Each technique has its limitations and applications, and often a combination of methods is necessary to obtain a comprehensive understanding of directional permeability. The choice of technique depends on factors such as reservoir depth, accessibility, cost, and the level of detail required.
Chapter 2: Models for Representing Directional Permeability
Directional permeability is inherently complex and requires sophisticated models to represent its variations within a reservoir. Key modeling approaches include:
Tensor Permeability: This is the most common approach, representing permeability as a second-order tensor. This tensor requires nine components to fully describe permeability in three dimensions, with six independent components due to symmetry. Principal permeability directions and magnitudes are derived from the tensor, providing a comprehensive description of the directional permeability field.
Discrete Fracture Networks (DFN): For fractured reservoirs, DFN models simulate the geometry and properties of individual fractures. Permeability is then calculated based on the fracture network's characteristics, including fracture density, orientation, and aperture. These models are computationally intensive but provide a detailed representation of permeability in fractured reservoirs.
Stochastic Models: These methods utilize statistical distributions to represent the spatial variability of permeability within the reservoir. Geostatistical techniques, such as kriging and sequential Gaussian simulation, are used to generate realistic permeability fields that honor the observed data and account for uncertainty.
Equivalent Porous Media (EPM): This method homogenizes fractured or heterogeneous reservoirs into an equivalent porous medium with effective permeability tensors. While simpler computationally, it requires careful considerations to ensure accuracy and can lead to loss of detailed spatial information.
Choosing the appropriate model depends on the reservoir’s complexity, available data, and the desired level of detail. Model calibration and validation are crucial steps to ensure accuracy and reliability.
Chapter 3: Software for Directional Permeability Analysis
Several software packages are available for directional permeability analysis, ranging from basic spreadsheet tools to sophisticated reservoir simulation software. Key features to consider include:
Reservoir Simulation Software: Packages such as Eclipse (Schlumberger), CMG (Computer Modelling Group), and Petrel (Schlumberger) offer advanced capabilities for modeling fluid flow in reservoirs with directional permeability.
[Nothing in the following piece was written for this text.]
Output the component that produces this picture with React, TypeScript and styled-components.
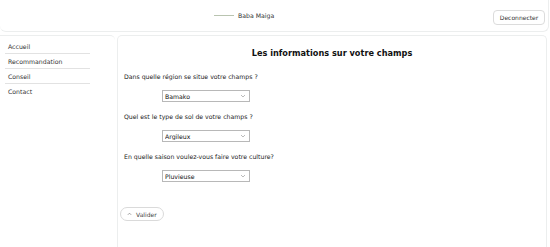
import styled, { createGlobalStyle } from "styled-components";

const GlobalStyle = createGlobalStyle`
  html, body {
    margin: 0;
    padding: 0;
    background: #fff;
  }
  body {
    font-family: "Comic Sans MS", "DejaVu Sans", sans-serif;
    color: #222;
  }
`;

const Page = styled.div`
  display: flex;
  flex-direction: column;
  width: 550px;
  height: 247px;
  overflow: hidden;
`;

const Header = styled.header`
  display: flex;
  align-items: center;
  height: 32px;
  margin-right: 1px;
  padding: 0 3px 0 214px;
  box-sizing: border-box;
  border: 1px solid #eceeee;
  border-top: none;
  border-left: none;
  border-radius: 0 0 6px 6px;
`;

const User = styled.div`
  display: flex;
  align-items: center;
  gap: 4px;
  flex: 1;
  font-size: 6.2px;
  color: #333;

  &::before {
    content: "";
    width: 20px;
    height: 1px;
    background: #b9c4b0;
  }
`;

const LogoutButton = styled.button`
  font-family: inherit;
  font-size: 6px;
  color: #333;
  background: #fff;
  border: 1px solid #dcdcdc;
  border-radius: 4px;
  padding: 2px 4px;
  width: 52px;
  height: 15px;
  margin-top: 4px;
`;

const Body = styled.div`
  display: flex;
  flex: 1;
  gap: 2px;
  margin-top: 3px;
`;

const Sidebar = styled.nav`
  display: flex;
  flex-direction: column;
  width: 115px;
  padding: 3px 25px 0 5px;
  box-sizing: border-box;
  border-top: 1px solid #eceeee;
  border-top-right-radius: 5px;
`;

const NavItem = styled.a`
  display: block;
  padding: 4px 3px 3px;
  font-size: 6.2px;
  color: #333;
  text-decoration: none;
  border-bottom: 1px solid #e2e2e2;

  &:last-child {
    border-bottom: none;
  }
`;

const Main = styled.main`
  flex: 1;
  margin-right: 3px;
  padding: 11px 6px 0 6px;
  border: 1px solid #eceeee;
  border-bottom: none;
  border-radius: 5px 5px 0 0;
  display: flex;
  flex-direction: column;
`;

const Title = styled.h2`
  margin: 1px 0 15px;
  font-family: "DejaVu Sans Condensed", "DejaVu Sans", sans-serif;
  font-stretch: condensed;
  font-size: 9.1px;
  font-weight: bold;
  text-align: center;
  color: #111;
`;

const Field = styled.div`
  display: flex;
  flex-direction: column;
  gap: 10px;
  margin-bottom: 11px;
`;

const Label = styled.label`
  font-size: 6.2px;
  color: #222;
`;

const Select = styled.select`
  margin-left: 38px;
  width: 88px;
  height: 12px;
  padding: 0 2px;
  font-family: inherit;
  font-size: 6.2px;
  color: #111;
  background: #fff;
  border: 1px solid #b8b8b8;
  border-radius: 0;
  appearance: none;
  background-image: url("data:image/svg+xml;utf8,<svg xmlns='http://www.w3.org/2000/svg' width='6' height='4'><path d='M1 1l2 2 2-2' fill='none' stroke='%23aaa' stroke-width='0.8'/></svg>");
  background-repeat: no-repeat;
  background-position: right 3px center;
`;

const Submit = styled.button`
  display: flex;
  align-items: center;
  gap: 4px;
  align-self: flex-start;
  margin: 14px 0 0 -4px;
  height: 14px;
  padding: 0 6px;
  font-family: inherit;
  font-size: 6px;
  color: #444;
  background: #fff;
  border: 1px solid #dadada;
  border-radius: 8px;
`;

const Caret = styled.svg`
  width: 5px;
  height: 4px;
`;

const fields = [
  { label: "Dans quelle région se situe votre champs ?", value: "Bamako" },
  { label: "Quel est le type de sol de votre champs ?", value: "Argileux" },
  { label: "En quelle saison voulez-vous faire votre culture?", value: "Pluvieuse" },
];

export default function App() {
  return (
    <Page>
      <GlobalStyle />
      <Header>
        <User>Baba Maiga</User>
        <LogoutButton>Deconnecter</LogoutButton>
      </Header>
      <Body>
        <Sidebar>
          <NavItem href="#">Accueil</NavItem>
          <NavItem href="#">Recommandation</NavItem>
          <NavItem href="#">Conseil</NavItem>
          <NavItem href="#">Contact</NavItem>
        </Sidebar>
        <Main>
          <Title>Les informations sur votre champs</Title>
          {fields.map((f) => (
            <Field key={f.value}>
              <Label>{f.label}</Label>
              <Select defaultValue={f.value}>
                <option>{f.value}</option>
              </Select>
            </Field>
          ))}
          <Submit>
            <Caret viewBox="0 0 6 4">
              <path d="M1 3l2-2 2 2" fill="none" stroke="#777" strokeWidth="0.8" />
            </Caret>
            Valider
          </Submit>
        </Main>
      </Body>
    </Page>
  );
}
These software packages allow for the integration of various data sources, including well test data, core analysis data, and seismic data.
Geostatistical Software: Software such as GSLIB, Leapfrog Geo, and SGeMS provide tools for geostatistical modeling, enabling the creation of realistic permeability fields that account for spatial variability and uncertainty.
Specialized Plug-ins and Add-ons: Several specialized plug-ins and add-ons exist for various software packages, providing enhanced capabilities for directional permeability analysis, such as fracture network modeling or tensor visualization.
Data Visualization and Interpretation Tools: Specialized software for visualizing and interpreting directional permeability data is crucial for understanding the spatial variations and implications for fluid flow.
The choice of software depends on the specific needs of the project, the available resources, and the user's expertise.
Chapter 4: Best Practices for Directional Permeability Studies
Accurate assessment of directional permeability requires adherence to best practices:
Comprehensive Data Acquisition: A comprehensive dataset is crucial, including core analysis data from multiple orientations, well test data, and image log data. The quantity and quality of data directly affect the accuracy of the analysis.
Proper Core Orientation: Maintaining the accurate orientation of core samples is paramount to ensure meaningful permeability measurements. Detailed orientation procedures should be followed during core retrieval and handling.
Rigorous Data Validation: Data validation is critical to identify and correct errors or inconsistencies before analysis. Quality control checks should be implemented throughout the entire workflow.
Appropriate Model Selection: The choice of model should be appropriate for the specific reservoir characteristics. Model assumptions and limitations should be carefully considered.
Uncertainty Quantification: Uncertainty quantification is crucial to understand the range of possible values and their impact on reservoir performance predictions. Probabilistic methods should be employed to account for data uncertainty and model limitations.
Integration of Multiple Data Sources: Integrating data from multiple sources, such as core analysis, well testing, and image logs, provides a more comprehensive understanding of directional permeability and reduces uncertainty.
Chapter 5: Case Studies of Directional Permeability Applications
Numerous case studies highlight the importance of understanding directional permeability in various reservoir scenarios. Examples include:
Tight Gas Reservoirs: Understanding the highly anisotropic nature of tight gas reservoirs, often characterized by natural fractures, is critical for optimizing well placement and stimulation strategies. Case studies have shown that horizontal wells targeting high-permeability fractures can significantly enhance gas production.
Shale Gas Reservoirs: Shale gas reservoirs exhibit significant directional permeability due to the complex network of natural fractures and the inherent layering of the shale. Directional permeability information is vital for designing hydraulic fracturing treatments that effectively create conductive pathways for gas flow.
Carbonate Reservoirs: Carbonate reservoirs often exhibit complex pore structures and fracturing patterns. Understanding the directional permeability is critical for reservoir characterization and efficient fluid management. Case studies have showcased the improvement in reservoir simulation accuracy and production optimization when incorporating directional permeability information.
Offshore Reservoirs: The complex geology of offshore reservoirs often leads to significant directional permeability. Accurately characterizing this anisotropy is crucial for efficient well planning and production optimization in deepwater environments.
These case studies demonstrate how incorporating directional permeability data into reservoir models can lead to improved reservoir characterization, more efficient well placement and design, optimized production strategies, and ultimately, increased hydrocarbon recovery.